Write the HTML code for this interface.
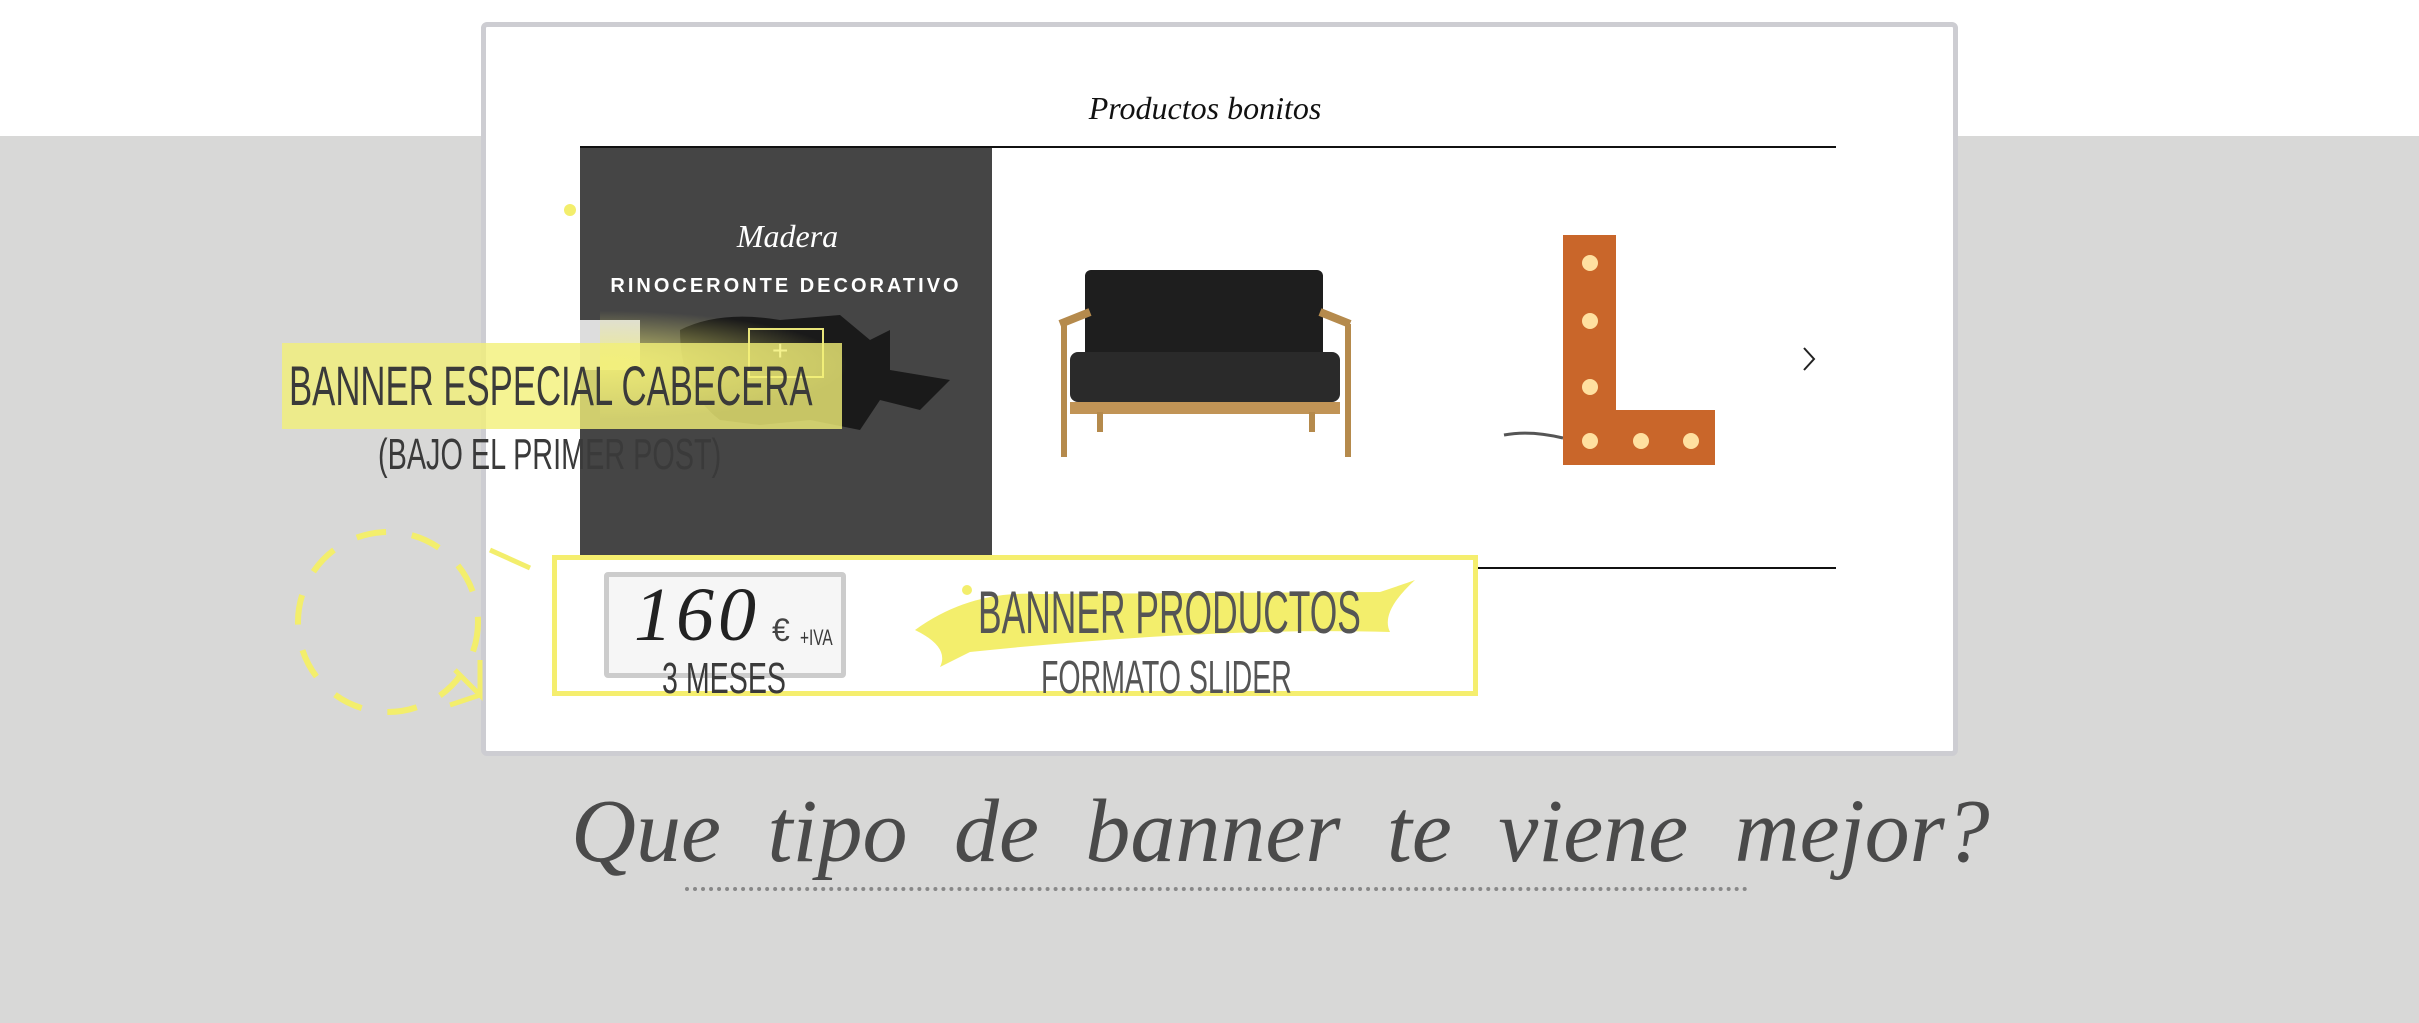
<!DOCTYPE html>
<html><head><meta charset="utf-8"><style>
*{margin:0;padding:0;box-sizing:border-box}
body{width:2419px;height:1023px;background:#d8d8d7;position:relative;overflow:hidden;font-family:"Liberation Sans",sans-serif}
.a{position:absolute}
.narrow{font-family:"Liberation Sans Narrow","Liberation Sans",sans-serif;display:inline-block;transform-origin:left top;white-space:nowrap;color:#3a3a3a}
.script{font-family:"Liberation Serif",serif;font-style:italic}
</style></head><body>
<div class="a" style="left:0;top:0;width:2419px;height:136px;background:#fff"></div>
<div class="a" style="left:481px;top:22px;width:1477px;height:734px;background:#fff;border:5px solid #cdcdd2;border-radius:6px"></div>
<div class="a script" style="left:1060px;top:90px;width:290px;text-align:center;font-size:32px;color:#111">Productos bonitos</div>
<div class="a" style="left:580px;top:146px;width:1256px;height:2px;background:#111"></div>
<div class="a" style="left:1478px;top:567px;width:358px;height:2px;background:#111"></div>
<div class="a" style="left:580px;top:148px;width:412px;height:407px;background:#454545"></div>
<div class="a script" style="left:700px;top:218px;width:175px;text-align:center;font-size:32px;color:#fff">Madera</div>
<div class="a" style="left:590px;top:275px;width:392px;text-align:center;font-size:20px;letter-spacing:3px;color:#fff;font-weight:bold">RINOCERONTE DECORATIVO</div>
<svg class="a" style="left:660px;top:300px" width="300" height="140"><path d="M20 30 Q60 10 120 20 L180 15 L210 40 L230 30 L230 70 L290 80 L260 110 L220 100 L200 130 L150 120 L100 125 L60 120 Q20 90 20 30Z" fill="#1a1a1a"/></svg>
<div class="a" style="left:580px;top:320px;width:60px;height:50px;background:#ddd"></div>
<div class="a" style="left:748px;top:328px;width:76px;height:50px;border:2px solid #e8e47a"></div>
<div class="a" style="left:772px;top:335px;color:#fff;font-size:28px">+</div>
<div class="a" style="left:282px;top:343px;width:560px;height:86px;background:rgba(243,240,120,.8)"></div>
<div class="a" style="left:600px;top:310px;width:250px;height:110px;background:radial-gradient(ellipse at left,rgba(243,240,120,.8),rgba(243,240,120,0) 70%)"></div>
<div class="a" style="left:289px;top:353px"><span class="narrow" style="font-size:56px;transform:scaleX(.62)">BANNER ESPECIAL CABECERA</span></div>
<div class="a" style="left:378px;top:430px"><span class="narrow" style="font-size:44px;transform:scaleX(.655)">(BAJO EL PRIMER POST)</span></div>
<div class="a" style="left:564px;top:204px;width:12px;height:12px;border-radius:50%;background:#f3ee6c"></div>
<svg class="a" style="left:1050px;top:262px" width="312" height="200">
<rect x="35" y="8" width="238" height="95" rx="6" fill="#1e1e1e"/>
<rect x="20" y="90" width="270" height="50" rx="8" fill="#2a2a2a"/>
<path d="M10 62 L40 50 M300 62 L270 50" stroke="#b58a4c" stroke-width="8"/>
<rect x="20" y="140" width="270" height="12" fill="#c19456"/>
<path d="M14 62 L14 195 M298 62 L298 195 M50 150 L50 170 M262 150 L262 170" stroke="#b58a4c" stroke-width="6"/>
</svg>
<svg class="a" style="left:1500px;top:230px" width="230" height="240">
<path d="M4 205 Q30 200 63 208" stroke="#555" stroke-width="3" fill="none"/>
<path d="M63 5 H116 V180 H215 V235 H63Z" fill="#c9662a"/>
<g fill="#ffe0a0"><circle cx="90" cy="33" r="8"/><circle cx="90" cy="91" r="8"/><circle cx="90" cy="157" r="8"/><circle cx="90" cy="211" r="8"/><circle cx="141" cy="211" r="8"/><circle cx="191" cy="211" r="8"/></g>
</svg>
<svg class="a" style="left:1800px;top:345px" width="20" height="28"><path d="M4 3 L14 14 L4 25" stroke="#222" stroke-width="2" fill="none"/></svg>
<div class="a" style="left:552px;top:555px;width:926px;height:141px;border:5px solid #f5ee6e;background:rgba(255,255,255,.3)"></div>
<div class="a" style="left:604px;top:572px;width:242px;height:106px;border:5px solid #ccc;background:#f6f6f6;border-radius:4px"></div>
<div class="a script" style="left:634px;top:572px;font-size:76px;color:#222;letter-spacing:4px">160</div>
<div class="a" style="left:772px;top:612px;font-size:32px;color:#444">€</div>
<div class="a" style="left:800px;top:625px"><span class="narrow" style="font-size:22px;transform:scaleX(.7)">+IVA</span></div>
<div class="a" style="left:662px;top:654px"><span class="narrow" style="font-size:44px;transform:scaleX(.65)">3 MESES</span></div>
<svg class="a" style="left:910px;top:572px" width="510" height="100"><path d="M5 58 Q60 18 130 22 L470 20 Q500 10 505 8 Q470 40 480 60 Q300 55 60 80 L30 95 Q40 75 5 58Z" fill="#f3ee6c"/></svg>
<div class="a" style="left:962px;top:585px;width:10px;height:10px;border-radius:50%;background:#f3ee6c"></div>
<div class="a" style="left:978px;top:578px"><span class="narrow" style="font-size:60px;transform:scaleX(.59);color:#555">BANNER PRODUCTOS</span></div>
<div class="a" style="left:1041px;top:650px"><span class="narrow" style="font-size:46px;transform:scaleX(.62);color:#555">FORMATO SLIDER</span></div>
<svg class="a" style="left:280px;top:520px" width="260" height="210">
<circle cx="108" cy="102" r="90" stroke="#f3ee6c" stroke-width="6" fill="none" stroke-dasharray="30 26"/>
<path d="M210 30 L250 48" stroke="#f3ee6c" stroke-width="5"/>
<path d="M175 150 L200 175 L200 140 M170 185 L200 175" stroke="#f3ee6c" stroke-width="5" fill="none"/>
</svg>
<div class="a script" style="left:571px;top:780px;font-size:90px;color:#4a4a4a;letter-spacing:0;word-spacing:24px;white-space:nowrap">Que tipo de banner te viene mejor?</div>
<div class="a" style="left:685px;top:887px;width:1063px;border-top:4px dotted #888"></div>
</body></html>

* [Requirement] Quote the data exactly, leaving every image out of the copy.

* [Reply to the task]
Write the HTML code for this interface.
<!DOCTYPE html>
<html><head><meta charset="utf-8"><style>
*{margin:0;padding:0;box-sizing:border-box}
body{width:2419px;height:1023px;background:#d8d8d7;position:relative;overflow:hidden;font-family:"Liberation Sans",sans-serif}
.a{position:absolute}
.narrow{font-family:"Liberation Sans Narrow","Liberation Sans",sans-serif;display:inline-block;transform-origin:left top;white-space:nowrap;color:#3a3a3a}
.script{font-family:"Liberation Serif",serif;font-style:italic}
</style></head><body>
<div class="a" style="left:0;top:0;width:2419px;height:136px;background:#fff"></div>
<div class="a" style="left:481px;top:22px;width:1477px;height:734px;background:#fff;border:5px solid #cdcdd2;border-radius:6px"></div>
<div class="a script" style="left:1060px;top:90px;width:290px;text-align:center;font-size:32px;color:#111">Productos bonitos</div>
<div class="a" style="left:580px;top:146px;width:1256px;height:2px;background:#111"></div>
<div class="a" style="left:1478px;top:567px;width:358px;height:2px;background:#111"></div>
<div class="a" style="left:580px;top:148px;width:412px;height:407px;background:#454545"></div>
<div class="a script" style="left:700px;top:218px;width:175px;text-align:center;font-size:32px;color:#fff">Madera</div>
<div class="a" style="left:590px;top:275px;width:392px;text-align:center;font-size:20px;letter-spacing:3px;color:#fff;font-weight:bold">RINOCERONTE DECORATIVO</div>
<svg class="a" style="left:660px;top:300px" width="300" height="140"><path d="M20 30 Q60 10 120 20 L180 15 L210 40 L230 30 L230 70 L290 80 L260 110 L220 100 L200 130 L150 120 L100 125 L60 120 Q20 90 20 30Z" fill="#1a1a1a"/></svg>
<div class="a" style="left:580px;top:320px;width:60px;height:50px;background:#ddd"></div>
<div class="a" style="left:748px;top:328px;width:76px;height:50px;border:2px solid #e8e47a"></div>
<div class="a" style="left:772px;top:335px;color:#fff;font-size:28px">+</div>
<div class="a" style="left:282px;top:343px;width:560px;height:86px;background:rgba(243,240,120,.8)"></div>
<div class="a" style="left:600px;top:310px;width:250px;height:110px;background:radial-gradient(ellipse at left,rgba(243,240,120,.8),rgba(243,240,120,0) 70%)"></div>
<div class="a" style="left:289px;top:353px"><span class="narrow" style="font-size:56px;transform:scaleX(.62)">BANNER ESPECIAL CABECERA</span></div>
<div class="a" style="left:378px;top:430px"><span class="narrow" style="font-size:44px;transform:scaleX(.655)">(BAJO EL PRIMER POST)</span></div>
<div class="a" style="left:564px;top:204px;width:12px;height:12px;border-radius:50%;background:#f3ee6c"></div>
<svg class="a" style="left:1050px;top:262px" width="312" height="200">
<rect x="35" y="8" width="238" height="95" rx="6" fill="#1e1e1e"/>
<rect x="20" y="90" width="270" height="50" rx="8" fill="#2a2a2a"/>
<path d="M10 62 L40 50 M300 62 L270 50" stroke="#b58a4c" stroke-width="8"/>
<rect x="20" y="140" width="270" height="12" fill="#c19456"/>
<path d="M14 62 L14 195 M298 62 L298 195 M50 150 L50 170 M262 150 L262 170" stroke="#b58a4c" stroke-width="6"/>
</svg>
<svg class="a" style="left:1500px;top:230px" width="230" height="240">
<path d="M4 205 Q30 200 63 208" stroke="#555" stroke-width="3" fill="none"/>
<path d="M63 5 H116 V180 H215 V235 H63Z" fill="#c9662a"/>
<g fill="#ffe0a0"><circle cx="90" cy="33" r="8"/><circle cx="90" cy="91" r="8"/><circle cx="90" cy="157" r="8"/><circle cx="90" cy="211" r="8"/><circle cx="141" cy="211" r="8"/><circle cx="191" cy="211" r="8"/></g>
</svg>
<svg class="a" style="left:1800px;top:345px" width="20" height="28"><path d="M4 3 L14 14 L4 25" stroke="#222" stroke-width="2" fill="none"/></svg>
<div class="a" style="left:552px;top:555px;width:926px;height:141px;border:5px solid #f5ee6e;background:rgba(255,255,255,.3)"></div>
<div class="a" style="left:604px;top:572px;width:242px;height:106px;border:5px solid #ccc;background:#f6f6f6;border-radius:4px"></div>
<div class="a script" style="left:634px;top:572px;font-size:76px;color:#222;letter-spacing:4px">160</div>
<div class="a" style="left:772px;top:612px;font-size:32px;color:#444">€</div>
<div class="a" style="left:800px;top:625px"><span class="narrow" style="font-size:22px;transform:scaleX(.7)">+IVA</span></div>
<div class="a" style="left:662px;top:654px"><span class="narrow" style="font-size:44px;transform:scaleX(.65)">3 MESES</span></div>
<svg class="a" style="left:910px;top:572px" width="510" height="100"><path d="M5 58 Q60 18 130 22 L470 20 Q500 10 505 8 Q470 40 480 60 Q300 55 60 80 L30 95 Q40 75 5 58Z" fill="#f3ee6c"/></svg>
<div class="a" style="left:962px;top:585px;width:10px;height:10px;border-radius:50%;background:#f3ee6c"></div>
<div class="a" style="left:978px;top:578px"><span class="narrow" style="font-size:60px;transform:scaleX(.59);color:#555">BANNER PRODUCTOS</span></div>
<div class="a" style="left:1041px;top:650px"><span class="narrow" style="font-size:46px;transform:scaleX(.62);color:#555">FORMATO SLIDER</span></div>
<svg class="a" style="left:280px;top:520px" width="260" height="210">
<circle cx="108" cy="102" r="90" stroke="#f3ee6c" stroke-width="6" fill="none" stroke-dasharray="30 26"/>
<path d="M210 30 L250 48" stroke="#f3ee6c" stroke-width="5"/>
<path d="M175 150 L200 175 L200 140 M170 185 L200 175" stroke="#f3ee6c" stroke-width="5" fill="none"/>
</svg>
<div class="a script" style="left:571px;top:780px;font-size:90px;color:#4a4a4a;letter-spacing:0;word-spacing:24px;white-space:nowrap">Que tipo de banner te viene mejor?</div>
<div class="a" style="left:685px;top:887px;width:1063px;border-top:4px dotted #888"></div>
</body></html>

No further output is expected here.